Reducing avoidable egress

Caching is the most visible control for public content. A cache or content delivery layer can serve repeated requests without fetching every byte from origin. Caching only works when objects are cacheable, correctly versioned, and invalidated deliberately. If every response is personalized or marked uncacheable, the delivery layer cannot remove origin egress.

Compression and right-sized responses also help. Images should be delivered at appropriate dimensions and formats. APIs should avoid returning large unused fields. Pagination and filtering can prevent clients from downloading more data than they need. Streaming can reduce wasted retries for large responses.

Data placement matters for internal systems. If an analytics job runs in one region but reads large datasets from another, transfer costs and latency can rise together.

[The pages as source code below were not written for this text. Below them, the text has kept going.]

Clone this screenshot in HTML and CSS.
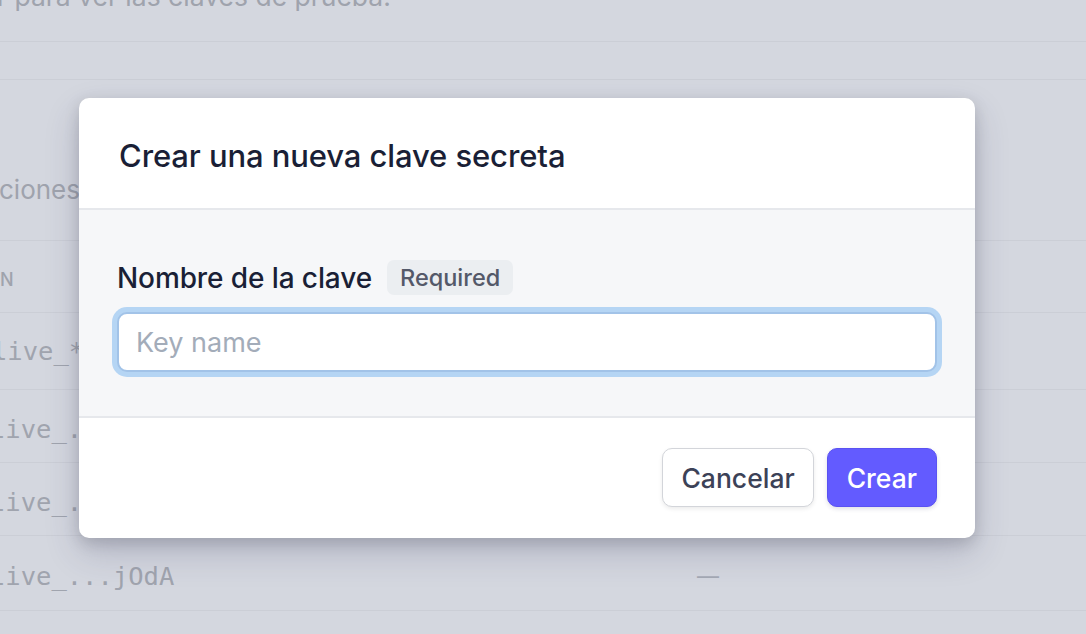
FILE: index.html
```html
<!DOCTYPE html>
<html lang="es">
<head>
<meta charset="utf-8">
<title>Crear una nueva clave secreta</title>
<link rel="stylesheet" href="styles.css">
</head>
<body>
<div class="page">
  <div class="intro"><p class="intro-text">r para ver las claves de prueba.</p></div>
  <div class="blank-row"></div>
  <div class="section"><span class="section-text">ciones</span></div>
  <div class="table">
    <div class="trow thead"><span class="th">N</span><span></span></div>
    <div class="trow trow-first"><span class="mono">live_*</span><span></span></div>
    <div class="trow"><span class="mono mono-shift">live_.</span><span></span></div>
    <div class="trow"><span class="mono mono-shift">live_.</span><span></span></div>
    <div class="trow trow-last"><span class="mono mono-shift">live_...jOdA</span><span class="dash">—</span></div>
  </div>
</div>

<div class="modal" role="dialog" aria-labelledby="modal-title">
  <div class="modal-head">
    <h2 class="modal-title" id="modal-title">Crear una nueva clave secreta</h2>
  </div>
  <div class="modal-body">
    <div class="field-label">
      <label for="key-name" class="label-text">Nombre de la clave</label>
      <span class="badge">Required</span>
    </div>
    <input id="key-name" class="text-input" type="text" placeholder="Key name">
  </div>
  <div class="modal-foot">
    <button class="btn btn-secondary" type="button">Cancelar</button>
    <button class="btn btn-primary" type="button">Crear</button>
  </div>
</div>
</body>
</html>
```

FILE: styles.css
```css
* { box-sizing: border-box; }

body {
  margin: 0;
  width: 1086px;
  height: 634px;
  overflow: hidden;
  position: relative;
  background: #d4d7df;
  font-family: Inter, "Noto Sans", sans-serif;
  color: #9fa3ad;
}

/* ---------- background page ---------- */
.page {
  width: 100%;
  display: flow-root;
}

.intro {
  display: flow-root;
  height: 42px;
  border-bottom: 1px solid #cbced6;
}

.intro-text {
  margin: -20px 0 0 -3px;
  font-size: 26.5px;
  line-height: 32px;
  white-space: nowrap;
}

.blank-row {
  height: 38px;
  border-bottom: 1px solid #cbced6;
}

.section {
  height: 161px;
  padding-top: 90px;
  border-bottom: 1px solid #cbced6;
  font-size: 26px;
  line-height: 40px;
}

.section-text {
  margin-left: -1px;
}

.trow {
  display: grid;
  grid-template-columns: 697px 1fr;
  align-items: center;
  height: 73px;
  padding-top: 5px;
  border-bottom: 1px solid #cbced6;
}

.thead {
  height: 72px;
  padding-top: 5px;
}

.trow-first {
  height: 77px;
  padding-top: 0;
}

.trow-last {
  height: 75px;
}

.th {
  font-size: 18px;
  font-weight: 500;
  letter-spacing: 0.5px;
  text-transform: uppercase;
}

.mono {
  font-family: "DejaVu Sans Mono", "Liberation Mono", monospace;
  font-size: 25.5px;
  margin-left: -8px;
  white-space: nowrap;
  color: #a0a4ae;
}

.mono-shift {
  margin-left: -10px;
}

.dash {
  font-size: 22px;
  color: #a4a9b4;
}

/* ---------- modal ---------- */
.modal {
  position: absolute;
  left: 79px;
  top: 98px;
  width: 896px;
  background: #fff;
  border-radius: 10px;
  overflow: hidden;
  box-shadow: 0 15px 35px rgba(50, 50, 93, 0.2), 0 5px 15px rgba(0, 0, 0, 0.15);
}

.modal-head {
  height: 112px;
  display: flex;
  align-items: center;
  padding: 4px 40px 0;
  border-bottom: 2px solid #e6e8ec;
}

.modal-title {
  margin: 0;
  font-size: 31px;
  font-weight: 500;
  color: #1a1f36;
  letter-spacing: -0.1px;
}

.modal-body {
  background: #f6f7f9;
  padding: 50px 38px 44px;
  border-bottom: 2px solid #e6e8ec;
}

.field-label {
  display: flex;
  align-items: center;
  gap: 15px;
  height: 35px;
}

.label-text {
  font-size: 28px;
  font-weight: 500;
  color: #1a1f36;
  letter-spacing: -0.1px;
}

.badge {
  display: inline-flex;
  align-items: center;
  height: 35px;
  padding: 0 13px;
  border-radius: 7px;
  background: #ebeef1;
  color: #545969;
  font-size: 23.5px;
  font-weight: 500;
}

.text-input {
  display: block;
  width: 100%;
  height: 60px;
  margin-top: 17px;
  padding: 0 17px;
  border: 2px solid #a2c3e8;
  border-radius: 10px;
  background: #fff;
  box-shadow: 0 0 0 5px #b5d5f4;
  font-family: Inter, "Noto Sans", sans-serif;
  font-size: 27px;
  color: #1a1f36;
  outline: none;
}

.text-input::placeholder {
  color: #a3acb9;
}

.modal-foot {
  display: flex;
  justify-content: flex-end;
  gap: 13px;
  padding: 30px 38px 31px;
}

.btn {
  height: 59px;
  padding: 0 18px;
  border-radius: 10px;
  font-family: Inter, "Noto Sans", sans-serif;
  font-size: 26.5px;
  font-weight: 500;
  cursor: pointer;
}

.btn-secondary {
  background: #fff;
  color: #3c4257;
  border: 1px solid #d3d5da;
  box-shadow: 0 2px 4px rgba(0, 0, 0, 0.08);
}

.btn-primary {
  padding: 0 19px;
  background: #635bff;
  color: #fff;
  border: 1px solid #5a52f2;
  box-shadow: 0 2px 4px rgba(50, 50, 93, 0.15);
}
```
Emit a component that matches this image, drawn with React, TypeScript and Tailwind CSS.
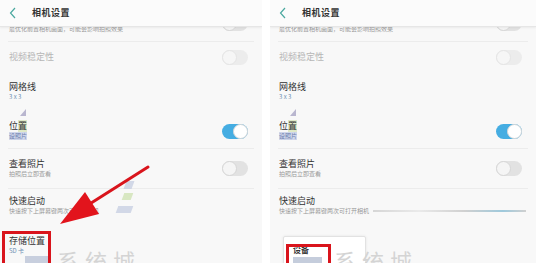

Moving compute closer to data, using regional replicas intentionally, or exporting smaller summaries may be better than repeatedly moving raw datasets.

Security and operations implications

Egress is also a security signal. Unusual outbound volume can indicate scraping, credential abuse, exposed storage, compromised service accounts, or data exfiltration. Billing alerts alone are too slow for incident response, but they can support detection when combined with traffic logs and identity records.

Operations teams should set alerts for transfer anomalies, not just monthly budget thresholds. A useful alert can identify which service, region, endpoint, or identity changed. The owner should be both technical and financial enough to decide whether the traffic is expected.

Egress governance should not block legitimate resilience patterns. Backups, disaster recovery, and security exports often require data movement. The control is to make those paths explicit, least-privilege, encrypted where appropriate, and observable. When teams can explain why data is leaving, where it is going, and how much is expected, egress fees become manageable design input instead of a recurring surprise.